PROBLEM DESCRIPTION:
Quote the listing in full, exactly as given, minus any pictures.

SOURCE DATA:
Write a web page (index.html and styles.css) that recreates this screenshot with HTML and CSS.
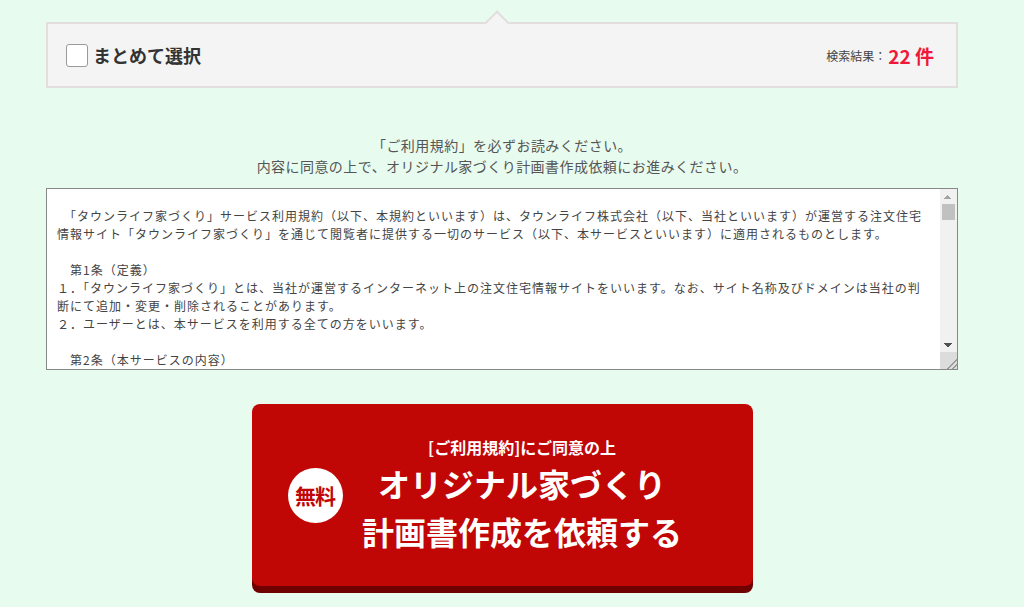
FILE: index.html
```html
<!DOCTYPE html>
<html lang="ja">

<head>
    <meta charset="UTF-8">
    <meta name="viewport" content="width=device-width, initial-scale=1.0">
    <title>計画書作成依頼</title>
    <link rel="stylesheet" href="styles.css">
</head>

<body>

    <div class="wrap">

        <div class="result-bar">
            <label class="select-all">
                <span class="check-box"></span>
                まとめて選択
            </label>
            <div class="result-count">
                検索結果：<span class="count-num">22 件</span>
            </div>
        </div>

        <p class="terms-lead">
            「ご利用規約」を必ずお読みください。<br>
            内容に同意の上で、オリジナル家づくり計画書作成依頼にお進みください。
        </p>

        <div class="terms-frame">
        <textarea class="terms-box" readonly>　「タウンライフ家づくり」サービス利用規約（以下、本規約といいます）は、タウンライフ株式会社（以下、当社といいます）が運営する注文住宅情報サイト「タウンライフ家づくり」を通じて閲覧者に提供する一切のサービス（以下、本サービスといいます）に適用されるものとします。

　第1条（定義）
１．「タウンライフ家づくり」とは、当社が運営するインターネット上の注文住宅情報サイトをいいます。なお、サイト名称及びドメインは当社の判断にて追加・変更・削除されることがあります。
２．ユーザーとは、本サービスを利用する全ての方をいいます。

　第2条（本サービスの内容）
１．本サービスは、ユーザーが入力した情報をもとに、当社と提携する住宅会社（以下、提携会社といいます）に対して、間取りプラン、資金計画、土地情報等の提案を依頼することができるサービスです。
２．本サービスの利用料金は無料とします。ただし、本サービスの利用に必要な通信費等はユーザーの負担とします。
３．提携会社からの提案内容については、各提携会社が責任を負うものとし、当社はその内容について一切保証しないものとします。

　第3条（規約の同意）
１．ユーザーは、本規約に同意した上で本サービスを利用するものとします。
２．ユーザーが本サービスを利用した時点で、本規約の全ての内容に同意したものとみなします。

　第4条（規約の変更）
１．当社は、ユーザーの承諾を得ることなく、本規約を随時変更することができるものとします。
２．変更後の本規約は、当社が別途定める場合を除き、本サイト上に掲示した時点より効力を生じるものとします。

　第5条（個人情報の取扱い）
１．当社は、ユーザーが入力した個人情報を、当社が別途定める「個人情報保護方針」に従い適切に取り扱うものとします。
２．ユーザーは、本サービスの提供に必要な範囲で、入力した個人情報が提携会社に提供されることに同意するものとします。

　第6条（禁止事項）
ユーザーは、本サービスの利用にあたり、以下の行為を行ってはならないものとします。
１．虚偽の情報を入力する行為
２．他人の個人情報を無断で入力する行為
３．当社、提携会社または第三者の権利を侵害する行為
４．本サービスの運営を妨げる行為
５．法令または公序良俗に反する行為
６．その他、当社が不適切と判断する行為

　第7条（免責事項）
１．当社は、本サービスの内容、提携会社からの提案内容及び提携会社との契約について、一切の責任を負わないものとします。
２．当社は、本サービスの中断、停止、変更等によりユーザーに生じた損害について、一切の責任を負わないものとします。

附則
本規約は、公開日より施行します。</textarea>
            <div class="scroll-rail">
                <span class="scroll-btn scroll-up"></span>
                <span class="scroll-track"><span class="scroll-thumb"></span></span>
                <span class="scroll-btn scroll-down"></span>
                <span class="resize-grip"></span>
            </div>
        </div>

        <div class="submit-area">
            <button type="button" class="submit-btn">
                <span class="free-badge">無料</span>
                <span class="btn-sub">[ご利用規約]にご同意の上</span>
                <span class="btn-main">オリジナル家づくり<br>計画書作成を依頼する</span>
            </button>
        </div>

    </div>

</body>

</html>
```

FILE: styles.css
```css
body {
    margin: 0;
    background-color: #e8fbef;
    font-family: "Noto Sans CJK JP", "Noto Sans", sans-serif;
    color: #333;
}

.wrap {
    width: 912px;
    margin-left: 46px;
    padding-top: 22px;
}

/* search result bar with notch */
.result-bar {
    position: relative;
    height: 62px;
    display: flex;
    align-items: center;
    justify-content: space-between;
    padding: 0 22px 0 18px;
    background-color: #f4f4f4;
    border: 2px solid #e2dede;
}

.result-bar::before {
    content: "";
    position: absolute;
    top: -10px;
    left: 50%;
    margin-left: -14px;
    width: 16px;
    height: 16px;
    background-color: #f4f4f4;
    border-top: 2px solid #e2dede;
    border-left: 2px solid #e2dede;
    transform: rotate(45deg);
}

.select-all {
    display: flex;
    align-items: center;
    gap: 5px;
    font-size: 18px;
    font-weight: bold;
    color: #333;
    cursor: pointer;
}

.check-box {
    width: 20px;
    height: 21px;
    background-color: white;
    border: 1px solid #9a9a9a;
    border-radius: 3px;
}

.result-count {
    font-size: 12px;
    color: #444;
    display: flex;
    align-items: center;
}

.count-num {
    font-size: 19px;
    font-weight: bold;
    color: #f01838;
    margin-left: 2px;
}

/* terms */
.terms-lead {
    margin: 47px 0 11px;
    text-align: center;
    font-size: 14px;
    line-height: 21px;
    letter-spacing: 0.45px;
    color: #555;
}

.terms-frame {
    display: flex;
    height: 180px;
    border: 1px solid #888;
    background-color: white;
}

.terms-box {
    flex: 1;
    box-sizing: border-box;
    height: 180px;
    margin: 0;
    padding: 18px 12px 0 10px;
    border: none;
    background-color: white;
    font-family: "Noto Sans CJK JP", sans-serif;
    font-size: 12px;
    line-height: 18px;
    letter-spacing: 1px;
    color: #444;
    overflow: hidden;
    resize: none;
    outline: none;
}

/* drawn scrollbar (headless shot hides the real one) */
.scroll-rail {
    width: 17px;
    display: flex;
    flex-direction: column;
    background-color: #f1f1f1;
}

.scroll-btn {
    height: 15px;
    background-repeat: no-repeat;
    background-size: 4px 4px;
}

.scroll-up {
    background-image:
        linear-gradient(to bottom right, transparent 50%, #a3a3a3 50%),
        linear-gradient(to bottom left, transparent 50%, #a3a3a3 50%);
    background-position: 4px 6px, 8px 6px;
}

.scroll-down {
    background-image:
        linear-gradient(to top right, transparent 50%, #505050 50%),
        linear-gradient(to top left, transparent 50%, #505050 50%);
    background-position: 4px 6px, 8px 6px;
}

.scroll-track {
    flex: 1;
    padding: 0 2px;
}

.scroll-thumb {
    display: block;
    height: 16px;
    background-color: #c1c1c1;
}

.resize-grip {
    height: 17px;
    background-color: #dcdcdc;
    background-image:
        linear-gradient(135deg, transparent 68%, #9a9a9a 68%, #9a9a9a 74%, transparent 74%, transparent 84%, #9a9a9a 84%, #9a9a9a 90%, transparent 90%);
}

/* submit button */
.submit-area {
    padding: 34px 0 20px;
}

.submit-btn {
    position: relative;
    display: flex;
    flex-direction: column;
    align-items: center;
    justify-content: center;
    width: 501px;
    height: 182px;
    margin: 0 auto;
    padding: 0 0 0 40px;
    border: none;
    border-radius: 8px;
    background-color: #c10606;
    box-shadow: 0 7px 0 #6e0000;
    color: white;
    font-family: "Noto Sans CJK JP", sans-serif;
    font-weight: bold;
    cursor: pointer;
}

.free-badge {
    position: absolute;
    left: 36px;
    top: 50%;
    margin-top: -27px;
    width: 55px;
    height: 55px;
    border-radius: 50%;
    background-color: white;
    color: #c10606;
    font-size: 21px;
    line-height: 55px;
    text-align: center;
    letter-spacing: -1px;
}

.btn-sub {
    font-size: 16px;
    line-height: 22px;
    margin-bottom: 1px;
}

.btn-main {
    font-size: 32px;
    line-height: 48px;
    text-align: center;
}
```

FULL RESPONSE:
Write a web page (index.html and styles.css) that recreates this screenshot with HTML and CSS.
FILE: index.html
```html
<!DOCTYPE html>
<html lang="ja">

<head>
    <meta charset="UTF-8">
    <meta name="viewport" content="width=device-width, initial-scale=1.0">
    <title>計画書作成依頼</title>
    <link rel="stylesheet" href="styles.css">
</head>

<body>

    <div class="wrap">

        <div class="result-bar">
            <label class="select-all">
                <span class="check-box"></span>
                まとめて選択
            </label>
            <div class="result-count">
                検索結果：<span class="count-num">22 件</span>
            </div>
        </div>

        <p class="terms-lead">
            「ご利用規約」を必ずお読みください。<br>
            内容に同意の上で、オリジナル家づくり計画書作成依頼にお進みください。
        </p>

        <div class="terms-frame">
        <textarea class="terms-box" readonly>　「タウンライフ家づくり」サービス利用規約（以下、本規約といいます）は、タウンライフ株式会社（以下、当社といいます）が運営する注文住宅情報サイト「タウンライフ家づくり」を通じて閲覧者に提供する一切のサービス（以下、本サービスといいます）に適用されるものとします。

　第1条（定義）
１．「タウンライフ家づくり」とは、当社が運営するインターネット上の注文住宅情報サイトをいいます。なお、サイト名称及びドメインは当社の判断にて追加・変更・削除されることがあります。
２．ユーザーとは、本サービスを利用する全ての方をいいます。

　第2条（本サービスの内容）
１．本サービスは、ユーザーが入力した情報をもとに、当社と提携する住宅会社（以下、提携会社といいます）に対して、間取りプラン、資金計画、土地情報等の提案を依頼することができるサービスです。
２．本サービスの利用料金は無料とします。ただし、本サービスの利用に必要な通信費等はユーザーの負担とします。
３．提携会社からの提案内容については、各提携会社が責任を負うものとし、当社はその内容について一切保証しないものとします。

　第3条（規約の同意）
１．ユーザーは、本規約に同意した上で本サービスを利用するものとします。
２．ユーザーが本サービスを利用した時点で、本規約の全ての内容に同意したものとみなします。

　第4条（規約の変更）
１．当社は、ユーザーの承諾を得ることなく、本規約を随時変更することができるものとします。
２．変更後の本規約は、当社が別途定める場合を除き、本サイト上に掲示した時点より効力を生じるものとします。

　第5条（個人情報の取扱い）
１．当社は、ユーザーが入力した個人情報を、当社が別途定める「個人情報保護方針」に従い適切に取り扱うものとします。
２．ユーザーは、本サービスの提供に必要な範囲で、入力した個人情報が提携会社に提供されることに同意するものとします。

　第6条（禁止事項）
ユーザーは、本サービスの利用にあたり、以下の行為を行ってはならないものとします。
１．虚偽の情報を入力する行為
２．他人の個人情報を無断で入力する行為
３．当社、提携会社または第三者の権利を侵害する行為
４．本サービスの運営を妨げる行為
５．法令または公序良俗に反する行為
６．その他、当社が不適切と判断する行為

　第7条（免責事項）
１．当社は、本サービスの内容、提携会社からの提案内容及び提携会社との契約について、一切の責任を負わないものとします。
２．当社は、本サービスの中断、停止、変更等によりユーザーに生じた損害について、一切の責任を負わないものとします。

附則
本規約は、公開日より施行します。</textarea>
            <div class="scroll-rail">
                <span class="scroll-btn scroll-up"></span>
                <span class="scroll-track"><span class="scroll-thumb"></span></span>
                <span class="scroll-btn scroll-down"></span>
                <span class="resize-grip"></span>
            </div>
        </div>

        <div class="submit-area">
            <button type="button" class="submit-btn">
                <span class="free-badge">無料</span>
                <span class="btn-sub">[ご利用規約]にご同意の上</span>
                <span class="btn-main">オリジナル家づくり<br>計画書作成を依頼する</span>
            </button>
        </div>

    </div>

</body>

</html>
```

FILE: styles.css
```css
body {
    margin: 0;
    background-color: #e8fbef;
    font-family: "Noto Sans CJK JP", "Noto Sans", sans-serif;
    color: #333;
}

.wrap {
    width: 912px;
    margin-left: 46px;
    padding-top: 22px;
}

/* search result bar with notch */
.result-bar {
    position: relative;
    height: 62px;
    display: flex;
    align-items: center;
    justify-content: space-between;
    padding: 0 22px 0 18px;
    background-color: #f4f4f4;
    border: 2px solid #e2dede;
}

.result-bar::before {
    content: "";
    position: absolute;
    top: -10px;
    left: 50%;
    margin-left: -14px;
    width: 16px;
    height: 16px;
    background-color: #f4f4f4;
    border-top: 2px solid #e2dede;
    border-left: 2px solid #e2dede;
    transform: rotate(45deg);
}

.select-all {
    display: flex;
    align-items: center;
    gap: 5px;
    font-size: 18px;
    font-weight: bold;
    color: #333;
    cursor: pointer;
}

.check-box {
    width: 20px;
    height: 21px;
    background-color: white;
    border: 1px solid #9a9a9a;
    border-radius: 3px;
}

.result-count {
    font-size: 12px;
    color: #444;
    display: flex;
    align-items: center;
}

.count-num {
    font-size: 19px;
    font-weight: bold;
    color: #f01838;
    margin-left: 2px;
}

/* terms */
.terms-lead {
    margin: 47px 0 11px;
    text-align: center;
    font-size: 14px;
    line-height: 21px;
    letter-spacing: 0.45px;
    color: #555;
}

.terms-frame {
    display: flex;
    height: 180px;
    border: 1px solid #888;
    background-color: white;
}

.terms-box {
    flex: 1;
    box-sizing: border-box;
    height: 180px;
    margin: 0;
    padding: 18px 12px 0 10px;
    border: none;
    background-color: white;
    font-family: "Noto Sans CJK JP", sans-serif;
    font-size: 12px;
    line-height: 18px;
    letter-spacing: 1px;
    color: #444;
    overflow: hidden;
    resize: none;
    outline: none;
}

/* drawn scrollbar (headless shot hides the real one) */
.scroll-rail {
    width: 17px;
    display: flex;
    flex-direction: column;
    background-color: #f1f1f1;
}

.scroll-btn {
    height: 15px;
    background-repeat: no-repeat;
    background-size: 4px 4px;
}

.scroll-up {
    background-image:
        linear-gradient(to bottom right, transparent 50%, #a3a3a3 50%),
        linear-gradient(to bottom left, transparent 50%, #a3a3a3 50%);
    background-position: 4px 6px, 8px 6px;
}

.scroll-down {
    background-image:
        linear-gradient(to top right, transparent 50%, #505050 50%),
        linear-gradient(to top left, transparent 50%, #505050 50%);
    background-position: 4px 6px, 8px 6px;
}

.scroll-track {
    flex: 1;
    padding: 0 2px;
}

.scroll-thumb {
    display: block;
    height: 16px;
    background-color: #c1c1c1;
}

.resize-grip {
    height: 17px;
    background-color: #dcdcdc;
    background-image:
        linear-gradient(135deg, transparent 68%, #9a9a9a 68%, #9a9a9a 74%, transparent 74%, transparent 84%, #9a9a9a 84%, #9a9a9a 90%, transparent 90%);
}

/* submit button */
.submit-area {
    padding: 34px 0 20px;
}

.submit-btn {
    position: relative;
    display: flex;
    flex-direction: column;
    align-items: center;
    justify-content: center;
    width: 501px;
    height: 182px;
    margin: 0 auto;
    padding: 0 0 0 40px;
    border: none;
    border-radius: 8px;
    background-color: #c10606;
    box-shadow: 0 7px 0 #6e0000;
    color: white;
    font-family: "Noto Sans CJK JP", sans-serif;
    font-weight: bold;
    cursor: pointer;
}

.free-badge {
    position: absolute;
    left: 36px;
    top: 50%;
    margin-top: -27px;
    width: 55px;
    height: 55px;
    border-radius: 50%;
    background-color: white;
    color: #c10606;
    font-size: 21px;
    line-height: 55px;
    text-align: center;
    letter-spacing: -1px;
}

.btn-sub {
    font-size: 16px;
    line-height: 22px;
    margin-bottom: 1px;
}

.btn-main {
    font-size: 32px;
    line-height: 48px;
    text-align: center;
}
```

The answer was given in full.